Pope Francis has asked all of us this Ash Wednesday to fast and pray for the people of the Ukraine and for a peaceful solution to this catastrophe. The gospel for today (Matthew 6:1-6, 16-18) offers us the three pillars of Lent: Almsgiving, Prayer and Fasting, emphasizing that we should do them in a way not to be noticed. There is an invitation to some sort of Lenten practice that can help us go deeper into our desire to bring peace in our lives and in our world. If you never “celebrated” Lent before, why not give it a go? And, if you grew up with a “sack cloth and ashes” view of Lent, let this year be a Lent “reimagined.” You might consider adding something rather than subtracting during Lent. Rather than giving up something for Lent do something you’ve been meaning to do or neglected to do as your Lenten practice.

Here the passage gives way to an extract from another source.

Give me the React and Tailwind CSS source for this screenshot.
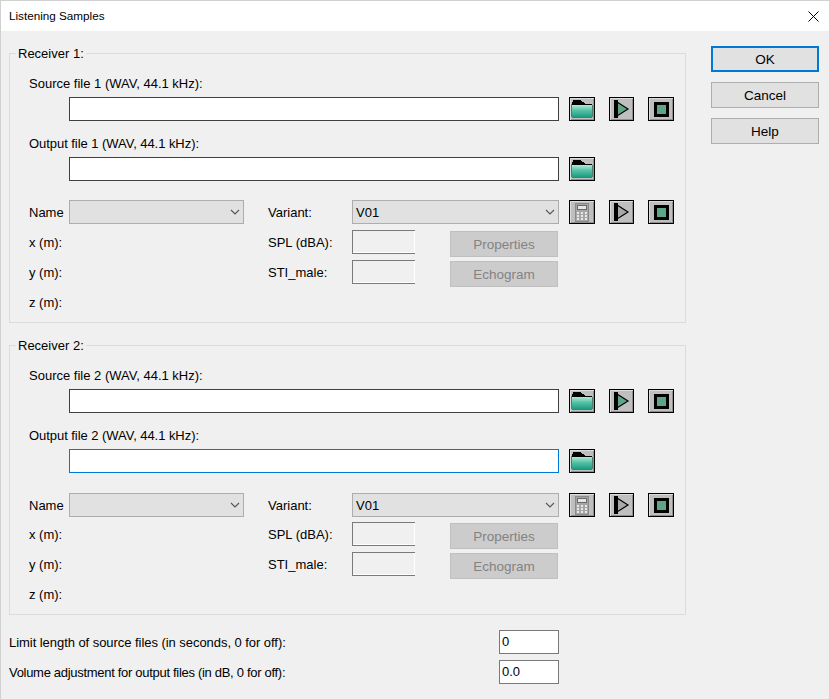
import React from 'react';

const FONT = "font-['Liberation_Sans',Arial,sans-serif]";

function IconButton({ children, w = 'w-[26px]' }) {
  return (
    <button className={`${w} h-6 shrink-0 border border-black bg-[#bfbfbf] shadow-[inset_1px_1px_0_#dcdcdc,inset_-1px_-1px_0_#8f8f8f] flex items-center justify-center`}>
      {children}
    </button>
  );
}

function FolderBtn({ id }) {
  return (
    <IconButton>
      <svg width="22" height="18" viewBox="0 0 22 18" shapeRendering="crispEdges">
        <defs>
          <linearGradient id={id} x1="0" y1="0" x2="0" y2="1">
            <stop offset="0" stopColor="#b4e8d6" />
            <stop offset="0.45" stopColor="#55c2a6" />
            <stop offset="1" stopColor="#1c9c82" />
          </linearGradient>
        </defs>
        <path d="M2 0h7l2 2h-9zM1 2h11l2 2h7v1H1z" fill="#000" />
        <rect x="0" y="4" width="1" height="13" fill="#4f7d70" />
        <rect x="21" y="5" width="1" height="12" fill="#4f7d70" />
        <rect x="1" y="17" width="20" height="1" fill="#4f7d70" />
        <rect x="1" y="5" width="20" height="12" fill={`url(#${id})`} />
      </svg>
    </IconButton>
  );
}

function PlayBtn({ fill = '#5da587' }) {
  return (
    <IconButton w="w-[25px]">
      <svg width="17" height="18" viewBox="0 0 17 18">
        <path d="M4 2l11 7-11 7z" fill={fill} stroke="#000" strokeWidth="1.2" />
        <rect x="1" y="0" width="4" height="18" fill="#000" />
      </svg>
    </IconButton>
  );
}

function StopBtn() {
  return (
    <IconButton>
      <svg width="15" height="15" viewBox="0 0 15 15" shapeRendering="crispEdges">
        <rect x="0" y="0" width="15" height="15" fill="#000" />
        <rect x="3" y="3" width="9" height="9" fill="#5da587" />
      </svg>
    </IconButton>
  );
}

function CalcBtn() {
  return (
    <IconButton>
      <svg width="14" height="19" viewBox="0 0 14 19" shapeRendering="crispEdges">
        <rect x="0" y="0" width="14" height="19" fill="#8a8a8a" />
        <rect x="1" y="1" width="12" height="17" fill="#a6a6a6" />
        <rect x="2" y="2" width="10" height="5" fill="#6a6a6a" />
        <rect x="3" y="3" width="8" height="3" fill="#e6e6e6" />
        {[9, 12, 15].map(y => [2, 6, 10].map(x => (
          <rect key={`${x}-${y}`} x={x} y={y} width="2" height="2" fill="#e8e8e8" />
        )))}
      </svg>
    </IconButton>
  );
}

function Chevron() {
  return (
    <svg width="10" height="6" viewBox="0 0 10 6" className="shrink-0">
      <path d="M1 1l4 4 4-4" fill="none" stroke="#555" strokeWidth="1.1" />
    </svg>
  );
}

function Select({ w, value }) {
  return (
    <div className={`${w} h-6 shrink-0 bg-[#e1e1e1] border border-[#adadad] flex items-center justify-between pl-[3px] pr-[3px] text-[13px]`}>
      <span className="pt-px">{value}</span>
      <Chevron />
    </div>
  );
}

function ReadOnly() {
  return (
    <div className="w-[63px] h-6 border-y border-l border-[#7a7a7a] bg-[#f0f0f0] shadow-[inset_-1px_-1px_0_#fff]" />
  );
}

function Disabled({ label }) {
  return (
    <div className="w-[108px] h-[26px] mt-px ml-[35px] pt-[2px] bg-[#cccccc] border border-[#bfbfbf] text-[#838383] flex items-center justify-center text-[13.5px]">
      {label}
    </div>
  );
}

function Label({ children, className = '' }) {
  return <div className={`h-6 pt-px flex items-center shrink-0 text-[13px] ${className}`}>{children}</div>;
}

function Receiver({ n, focused, idPrefix, selectTop, afterSelect, className }) {
  return (
    <div className={`relative w-[677px] border border-[#dcdcdc] pl-[19px] pb-2 ${className}`}>
      <div className="absolute left-[6px] top-[-9px] h-[18px] px-[2px] bg-[#f0f0f0] text-[13px] leading-[18px]">Receiver {n}:</div>

      <div className="mt-5 pt-px h-[18px] leading-[18px] text-[13px]">Source file {n} (WAV, 44.1 kHz):</div>
      <div className="mt-[5px] ml-10 flex">
        <div className="w-[490px] h-6 bg-white border border-[#404040]" />
        <div className="ml-[10px] flex gap-[14px]">
          <FolderBtn id={`${idPrefix}a`} />
          <PlayBtn />
          <StopBtn />
        </div>
      </div>

      <div className="mt-[13px] pt-px h-[18px] leading-[18px] text-[13px] tracking-[-0.05px]">Output file {n} (WAV, 44.1 kHz):</div>
      <div className="mt-[5px] ml-10 flex">
        <div className={`w-[490px] h-6 bg-white border ${focused ? 'border-[#0078d7]' : 'border-[#404040]'}`} />
        <div className="ml-[10px]">
          <FolderBtn id={`${idPrefix}b`} />
        </div>
      </div>

      <div className={`${selectTop} flex`}>
        <Label className="w-10">Name</Label>
        <Select w="w-[175px]" value="" />
        <Label className="ml-6 w-[84px]">Variant:</Label>
        <Select w="w-[207px]" value="V01" />
        <div className="ml-[10px] flex gap-[14px]">
          <CalcBtn />
          <PlayBtn fill="#a8a8a8" />
          <StopBtn />
        </div>
      </div>

      <div className={`${afterSelect} flex h-[30px] items-start`}>
        <Label className="w-[239px]">x (m):</Label>
        <Label className="w-[84px]">SPL (dBA):</Label>
        <ReadOnly />
        <Disabled label="Properties" />
      </div>
      <div className="flex h-[30px] items-start">
        <Label className="w-[239px]">y (m):</Label>
        <Label className="w-[84px]">STI_male:</Label>
        <ReadOnly />
        <Disabled label="Echogram" />
      </div>
      <Label>z (m):</Label>
    </div>
  );
}

export default function App() {
  return (
    <div className={`w-[829px] h-[699px] overflow-hidden bg-[#f0f0f0] border-t border-l border-[#d0d0d0] text-black ${FONT}`}>
      <div className="h-[30px] bg-white flex items-center justify-between pl-2 pr-[10px] text-[11.7px]">
        <span>Listening Samples</span>
        <svg width="11" height="11" viewBox="0 0 11 11">
          <path d="M0.5 0.5l10 10M10.5 0.5l-10 10" stroke="#000" strokeWidth="1" />
        </svg>
      </div>

      <div className="flex pl-2">
        <div className="w-[677px]">
          <Receiver n={1} idPrefix="r1" selectTop="mt-[19px]" afterSelect="mt-[6px]" className="mt-[22px]" />
          <Receiver n={2} idPrefix="r2" selectTop="mt-5" afterSelect="mt-[5px]" className="mt-[22px]" focused />

          <div className="mt-[15px] flex items-center">
            <Label className="w-[490px] tracking-[-0.05px]">Limit length of source files (in seconds, 0 for off):</Label>
            <div className="w-[60px] h-6 bg-white border border-[#7a7a7a] flex items-center pl-[2px] text-[13px]">0</div>
          </div>
          <div className="mt-[6px] flex items-center">
            <Label className="w-[490px] tracking-[-0.3px]">Volume adjustment for output files (in dB, 0 for off):</Label>
            <div className="w-[60px] h-6 bg-white border border-[#7a7a7a] flex items-center pl-[2px] text-[13px]">0.0</div>
          </div>
        </div>

        <div className="ml-[25px] mt-[15px] w-[108px] flex flex-col gap-[10px] text-[13.5px]">
          <button className="h-[26px] pt-[2px] bg-[#e1e1e1] border-2 border-[#0078d7]">OK</button>
          <button className="h-[26px] pt-[2px] bg-[#e1e1e1] border border-[#adadad]">Cancel</button>
          <button className="h-[26px] pt-[2px] bg-[#e1e1e1] border border-[#adadad]">Help</button>
        </div>
      </div>
    </div>
  );
}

Rather than just giving up something like chocolate or TV, add something like: 1) taking time for silence, 2) taking time to journal, 3) taking time to write, call, visit people you’ve lost contact with, 4) practicing real Sabbath rest, 4) serving the poor, 5) adding some exercise, 6) going to a prayer vigil or a march for the people in the Ukraine. There are an infinite number of ideas which one will deepen that honeymoon journey toward our God.

Our prayer for you is that you will walk slowly into this Lenten Hobo Honeymoon with a deep desire to be an instrument of peace. May you show compassion to all the war-torn parts of yourself and may that self-compassion enable you to look around at our war-torn world in a way that encircles it with love and offers forgiveness and hope and gratitude. May you spend some time in the ashes of our world looking at it with compassion and offering it a peace that the world does not know – a peace that God alone can give.